Nos prières n’arrêteront pas la guerre ; mais elles peuvent aider à ce que les guerriers demeurent des hommes et des chrétiens.
Article recueilli par Irving Shelton
[1] Selon l’agence de presse russe TASS.
[2] Cité par Pavel Zarubin, journaliste au Telegram, cité dans Le Monde, 11/06/2023.
[3] The New-York Times, 10/05/2023, Russia Shells Flooded City.
[4] Après l’éclatement de l’URSS, quinze républiques voient le jour entre 1990 et 1991. La première est la Fédération de Russie, qui demeure le plus vaste pays de la planète (17 millions de km2), mais aussi l’un des moins dense (7 habitants au km2).

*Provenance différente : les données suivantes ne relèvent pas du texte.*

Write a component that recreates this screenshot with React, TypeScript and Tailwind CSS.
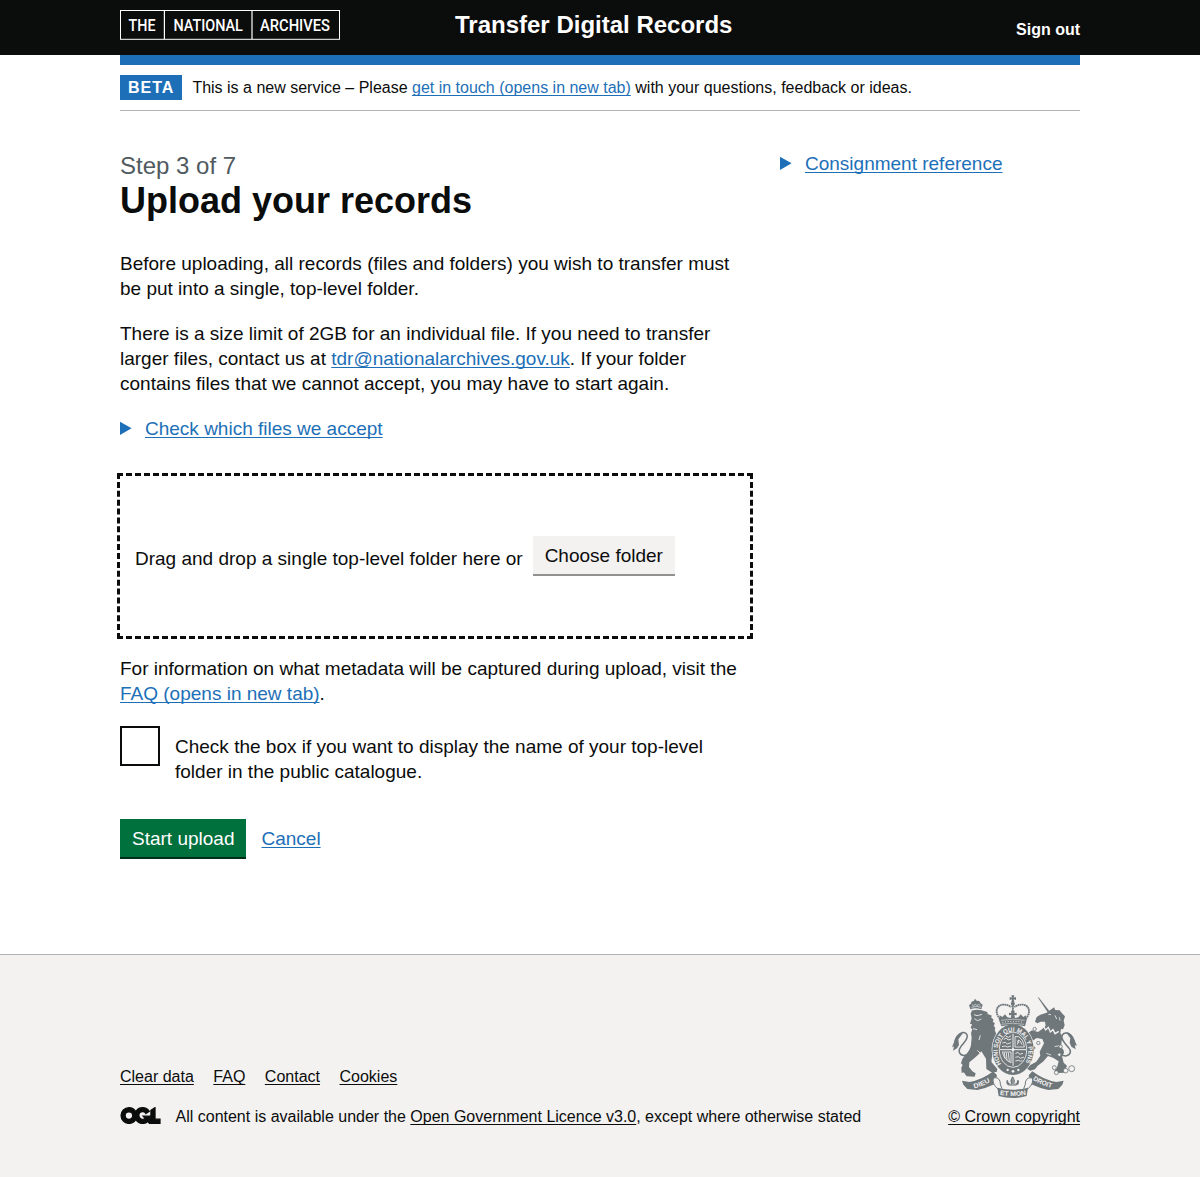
import type { ReactNode } from "react";

function Link({ children, dark = false, className = "" }: { children: ReactNode; dark?: boolean; className?: string }) {
  return (
    <a
      href="#"
      className={`underline decoration-1 underline-offset-[0.1em] [text-decoration-skip-ink:none] ${dark ? "text-[#0b0c0c]" : "text-[#1d70b8]"} ${className}`}
    >
      {children}
    </a>
  );
}

function ArchivesLogo() {
  return (
    <svg width="220" height="30" viewBox="0 0 220 30" fill="none" className="block" aria-label="The National Archives">
      <rect x="0.5" y="0.5" width="219" height="28.8" stroke="#fff" />
      <path d="M44.4 0v29M132 0v29" stroke="#fff" strokeWidth="1.2" />
      <g fill="#fff" fontFamily="Roboto, sans-serif" fontSize="16.6" fontWeight="500">
        <text x="8.5" y="21" textLength="27" lengthAdjust="spacingAndGlyphs">THE</text>
        <text x="53.4" y="21" textLength="69.5" lengthAdjust="spacingAndGlyphs">NATIONAL</text>
        <text x="140" y="21" textLength="70" lengthAdjust="spacingAndGlyphs">ARCHIVES</text>
      </g>
    </svg>
  );
}

function Disclosure({ children }: { children: ReactNode }) {
  return (
    <div className="flex items-center">
      <svg width="12" height="14" viewBox="0 0 12 14" className="mr-[13px] -mt-px shrink-0 fill-[#1d70b8]">
        <path d="M0 .7 11.600 7.300 0 13.900z" />
      </svg>
      <Link>{children}</Link>
    </div>
  );
}

function OglLogo() {
  return (
    <svg width="41" height="17" viewBox="-8 -8 499 211" className="-mt-[3px] mr-[14.5px] shrink-0 fill-[#0b0c0c] stroke-[#0b0c0c] stroke-[16]">
      <path d="M421.5 142.8V.1l-50.7 32.3v161.1h112.4v-50.7zm-122.3-9.6A47.12 47.12 0 0 1 221 97.8c0-26 21.1-47.1 47.1-47.1 16.7 0 31.4 8.7 39.7 21.8l42.7-27.2A97.63 97.63 0 0 0 268.1 0c-36.5 0-68.3 20.1-85.1 49.7A98 98 0 0 0 97.8 0C43.9 0 0 43.9 0 97.8s43.9 97.8 97.8 97.8c36.5 0 68.3-20.1 85.1-49.7a97.76 97.76 0 0 0 149.6 25.4l19.4 22.2h3v-87.8h-80l24.3 27.5zM97.8 145c-26 0-47.1-21.1-47.1-47.1s21.1-47.1 47.1-47.1 47.1 21.1 47.1 47.1S123.8 145 97.8 145" />
    </svg>
  );
}

function Crest() {
  const ink = "#6f777b";
  const paper = "#f3f2f1";
  return (
    <svg width="125" height="103" viewBox="36 29 375 309" fill={ink} className="block">
      {/* lion */}
      <path d="M91 72l-4-13 5-3 3-7 7-3 3-6 5 6 8 1 4 7 6 4-4 14q-17-6-33 0z" />
      <path d="M94 66q15-5 30 0M96 58l5 3 5-4 5 4 5-4 5 4" stroke={paper} strokeWidth="2" fill="none" />
      <path d="M94 76q18-5 36 0l12 4 1 6 13 5-3 5 8 7-3 5 7 7-4 5 5 9-2 5 5 12 3 15 8 12-12 14 1 9-9 1-2 12q-5 14-3 22l10 12 7 8-2 9h-17l-14-9-1-31-14-22q-10 13-23 22l-13 11-1 14 10 13 10 6-3 10-24-1-9-12-6 2-1-16 4-8-5-5 4-13 8-11q17-17 18-32l2-22-2-12 4-13-5-3 4-11-6-2 5-16-3-14 3-7-2-8z" />
      <path d="M102 88l9 3 5-1 10-3M103 100l10 6 11-5M99 130l12 3M121 150l-4 14M112 195l9 9" stroke={paper} strokeWidth="2.6" fill="none" />
      <path d="M88 205c-24 14-38-3-25-22 9-12 23-23 18-35-6-12-20-6-28 3-8 9-9 17-8 28" fill="none" stroke={ink} strokeWidth="4.500" />
      <path d="M46 160l-10 26 6-3-3 13 12-7 6-10-2-17 14-19q-14 0-23 17z" />

      {/* unicorn */}
      <path d="M293 36l4 1 34 44-5 4z" />
      <path d="M320 82l14-10 9-6 2 8 14 1 7 9 9 9-4 13 3 14-5 12-6-1-2 12q8 10 4 24l-2 18q10 9 9 18l-6 9 5 20 10 9-5 12-1 9-24 1-8-6 8-10 5-19-17-11-15-5-15 17-16 12-8 11-14 4-13-7 13-10 18-10 12-18-2-12 13-25-5-13-17-3-12 8 2 14 7 8-8 8-14-12-1-20-12-13-10-2-2-9 14-4 13 5 9-6 18 5 13-9 10-10-2-12-13 0-10 5-7-5 5-14 11-7z" />
      <path d="M308 118l9 16 8-8 6 14 8-7 6 12 11-7" stroke={paper} strokeWidth="4" fill="none" />
      <path d="M325 87l8 1M345 90l5 11M358 96l2 10M344 184l14-3M319 204l14 5" stroke={paper} strokeWidth="2.4" fill="none" />
      <path d="M361 207c22 12 38-3 25-20-10-12-26-26-19-38 8-12 24-4 31 8 5 8 7 14 6 24" fill="none" stroke={ink} strokeWidth="4.500" />
      <path d="M399 155l12 26-7-3 3 14-13-8-5-12 2-13-13-18q13 0 21 14z" />
      <g fill={paper} stroke={ink} strokeWidth="2.5">
        <circle cx="284" cy="131" r="5" />
        <circle cx="295" cy="173" r="5" />
        <circle cx="362" cy="184" r="5" />
        <circle cx="358" cy="208" r="5" />
        <circle cx="343" cy="247" r="6" />
        <circle cx="349" cy="262" r="6" />
        <circle cx="377" cy="256" r="7" />
        <circle cx="395" cy="250" r="9" />
      </g>

      {/* garter and quartered arms */}
      <ellipse cx="219" cy="193" rx="64" ry="78" fill={paper} />
      <ellipse cx="219" cy="193" rx="62" ry="76" />
      <ellipse cx="219" cy="193" rx="41" ry="53" fill="none" stroke={paper} strokeWidth="2.500" />
      <path id="garter" d="M184 236A46 59 0 1 1 254 236" fill="none" />
      <text fill={paper} fontFamily="Liberation Sans, Arial, sans-serif" fontWeight="700" fontSize="19">
        <textPath href="#garter" textLength="252" lengthAdjust="spacingAndGlyphs">HONI SOIT QUI MAL Y PENSE</textPath>
      </text>
      <path d="M219 145v96M180 193h78" stroke={paper} strokeWidth="3" />
      <g stroke={paper} strokeWidth="2.6" fill="none">
        <path d="M191 162l8-4 5 6 10-3M187 173l9-2 6 5 11-4M186 184l10-2 6 3 11-3M198 153l8 3 7-5" />
        <path d="M226 205l8-4 5 6 10-3M226 216l9-2 6 5 11-4M226 227l10-2 6 3 5-3" />
        <path d="M225 154h11q15 10 17 31h-28zM232 178l4-14 6 5 4 9M230 165l8 8" />
        <path d="M187 200h26v32q-20-7-26-32zM193 202l2 17M199 202l2 23M205 202l3 27" />
      </g>
      <g fill={paper}>
        <circle cx="219" cy="193" r="4" />
        <circle cx="203" cy="254" r="3.500" />
        <circle cx="219" cy="258" r="4" />
        <circle cx="235" cy="254" r="3.500" />
      </g>

      {/* royal crown */}
      <path d="M214 30h9l-2 7 7-2v9l-7-2 2 9h-9l2-9-7 2v-9l7 2z" />
      <circle cx="218.500" cy="55" r="6" />
      <g fill="none" stroke={ink} strokeWidth="5.500" strokeDasharray="5.500 1.200">
        <path d="M180 101c-25-29 0-57 34-36" />
        <path d="M257 101c25-29 0-57-34-36" />
        <path d="M218.500 60v24" />
      </g>
      <path d="M177 104l2-14 8 5 8-8 7 9 10 2 2-9-7 1v-8l7 1-1-7h11l-1 7 7-1v8l-7-1 2 9 10-2 7-9 8 8 8-5 2 14-5 19q-34-9-71 0z" />
      <path d="M183 105q35-7 71 0M184 117q34-7 68 0" fill="none" stroke={paper} strokeWidth="1.600" />
      <path d="M187 111q32-6 64 0" fill="none" stroke={paper} strokeWidth="3" strokeDasharray="3 5" />

      {/* motto scroll */}
      <path d="M66 286l22 4q38-6 72-32l11 12-8 27q-27 13-51 17l-30-3-12-13z" />
      <path d="M371 286l-22 4q-38-6-72-32l-11 12 8 27q27 13 51 17l30-3 12-13z" />
      <path d="M175 312q-20-16-15-34 15-4 20 10 0 10 6 22M262 312q20-16 15-34-15-4-20 10 0 10-6 22" fill={paper} stroke={ink} strokeWidth="3" />
      <path d="M172 307q46 12 92 0l-4 25q-42 12-84 0z" />
      <path d="M218 273q-11 11-4 22-8 1-9-5-1-8-5-5-4 13 9 16h18q13-3 9-16-6-3-5 5-1 6-9 5 7-11-4-22z" />
      <path d="M219 279v19M207 299h23" stroke={paper} strokeWidth="1.500" />
      <g fill={paper} fontFamily="Liberation Sans, Arial, sans-serif" fontWeight="700" fontSize="20">
        <path id="mottoLeft" d="M103 309Q131 302 158 284" fill="none" />
        <path id="mottoRight" d="M278 283Q307 302 342 309" fill="none" />
        <path id="mottoMid" d="M179 328Q219 336 260 328" fill="none" />
        <text><textPath href="#mottoLeft" textLength="52" lengthAdjust="spacingAndGlyphs">DIEU</textPath></text>
        <text><textPath href="#mottoRight" textLength="62" lengthAdjust="spacingAndGlyphs">DROIT</textPath></text>
        <text><textPath href="#mottoMid" textLength="80" lengthAdjust="spacingAndGlyphs">ET MON</textPath></text>
      </g>
    </svg>
  );
}

export default function App() {
  return (
    <div className="flex min-h-[1177px] flex-col bg-white font-['Liberation_Sans',Arial,sans-serif] text-[19px] leading-[25px] text-[#0b0c0c] antialiased">
      <header className="h-[55px] bg-[#0b0c0c] text-white">
        <div className="mx-auto grid h-full w-[960px] grid-cols-[335px_1fr_auto] pt-[10px]">
          <ArchivesLogo />
          <p className="text-2xl leading-[30px] font-bold">Transfer Digital Records</p>
          <a href="#" className="pt-[10px] text-base leading-5 font-bold">Sign out</a>
        </div>
      </header>

      <div className="mx-auto w-[960px]">
        <div className="h-[10px] bg-[#1d70b8]" />
        <div className="flex h-[46px] items-start border-b border-[#b1b4b6] pt-[10px] text-base leading-[25px]">
          <strong className="mr-[10px] h-[25px] bg-[#1d70b8] px-2 tracking-[1px] text-white">BETA</strong>
          <p>
            This is a new service – Please <Link>get in touch (opens in new tab)</Link> with your questions, feedback or ideas.
          </p>
        </div>

        <main className="flex pt-10">
          <div className="w-[630px]">
            <h1 className="text-4xl leading-10 font-bold">
              <span className="block text-2xl leading-[30px] font-normal text-[#505a5f]">Step 3 of 7</span>
              Upload your records
            </h1>
            <p className="mt-[30px]">
              Before uploading, all records (files and folders) you wish to transfer must be put into a single, top-level folder.
            </p>
            <p className="mt-5">
              There is a size limit of 2GB for an individual file. If you need to transfer larger files, contact us at{" "}
              <Link>tdr@nationalarchives.gov.uk</Link>. If your folder contains files that we cannot accept, you may have to start again.
            </p>
            <div className="mt-5">
              <Disclosure>Check which files we accept</Disclosure>
            </div>

            <div className="mt-[35px] flex h-40 items-start px-[15px] pt-[60px] outline-3 outline-dashed outline-[#0b0c0c]">
              <span className="mr-[10px] pt-[10px]">Drag and drop a single top-level folder here or</span>
              <button className="h-[38px] bg-[#f3f2f1] px-3 leading-[19px] shadow-[0_2px_0_#929191]">Choose folder</button>
            </div>

            <p className="mt-5">
              For information on what metadata will be captured during upload, visit the{" "}
              <Link>FAQ (opens in new tab)</Link>.
            </p>

            <label className="mt-5 flex">
              <input type="checkbox" className="size-10 shrink-0 appearance-none border-2 border-[#0b0c0c]" />
              <span className="w-[555px] pt-2 pl-[15px]">
                Check the box if you want to display the name of your top-level folder in the public catalogue.
              </span>
            </label>

            <div className="mt-[35px] flex items-start">
              <button className="mr-[15px] h-[38px] bg-[#00703c] px-3 text-white shadow-[0_2px_0_#002d18]">Start upload</button>
              <Link className="pt-[7px]">Cancel</Link>
            </div>
          </div>
          <aside className="ml-[30px]">
            <Disclosure>Consignment reference</Disclosure>
          </aside>
        </main>
      </div>

      <footer className="mt-auto h-[223px] border-t border-[#b1b4b6] bg-[#f3f2f1] text-base leading-5">
        <div className="mx-auto flex w-[960px] justify-between pt-10">
          <div className="pt-[72px]">
            <nav className="flex gap-[19.5px]">
              {["Clear data", "FAQ", "Contact", "Cookies"].map((label) => (
                <Link dark key={label}>{label}</Link>
              ))}
            </nav>
            <div className="mt-5 flex items-center">
              <OglLogo />
              <p>
                All content is available under the <Link dark>Open Government Licence v3.0</Link>, except where otherwise stated
              </p>
            </div>
          </div>
          <div className="flex flex-col items-end">
            <div className="mr-[3px] h-[112px]">
              <Crest />
            </div>
            <Link dark>© Crown copyright</Link>
          </div>
        </div>
      </footer>
    </div>
  );
}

Ensuite, les pays baltes (Estonie, Lituanie, Lettonie), qui avaient été indépendants entre 1920 et 1939, proclament leur souveraineté. Peu après, l’Ukraine, la Biélorussie, l’Arménie, l’Azerbaïdjan, la Moldavie et la Géorgie se proclament, à leur tour, indépendants. En Asie centrale, le Kazakhstan, l’Ouzbékistan, le Turkménistan, le Tadjikistan et le Kirghizstan le deviennent également.
[5] Le massacre de Boutcha est une série de crimes de guerre commis pendant l’invasion de l’Ukraine par la Russie, entre les 27 février et 31 mars 2022, à et dans d’autres localités occupées par l’armée russe, au nord de Kiev. Des meurtres de masse, des exécutions sommaires, des viols et des actes de torture contre les civils ukrainiens ont été recensés.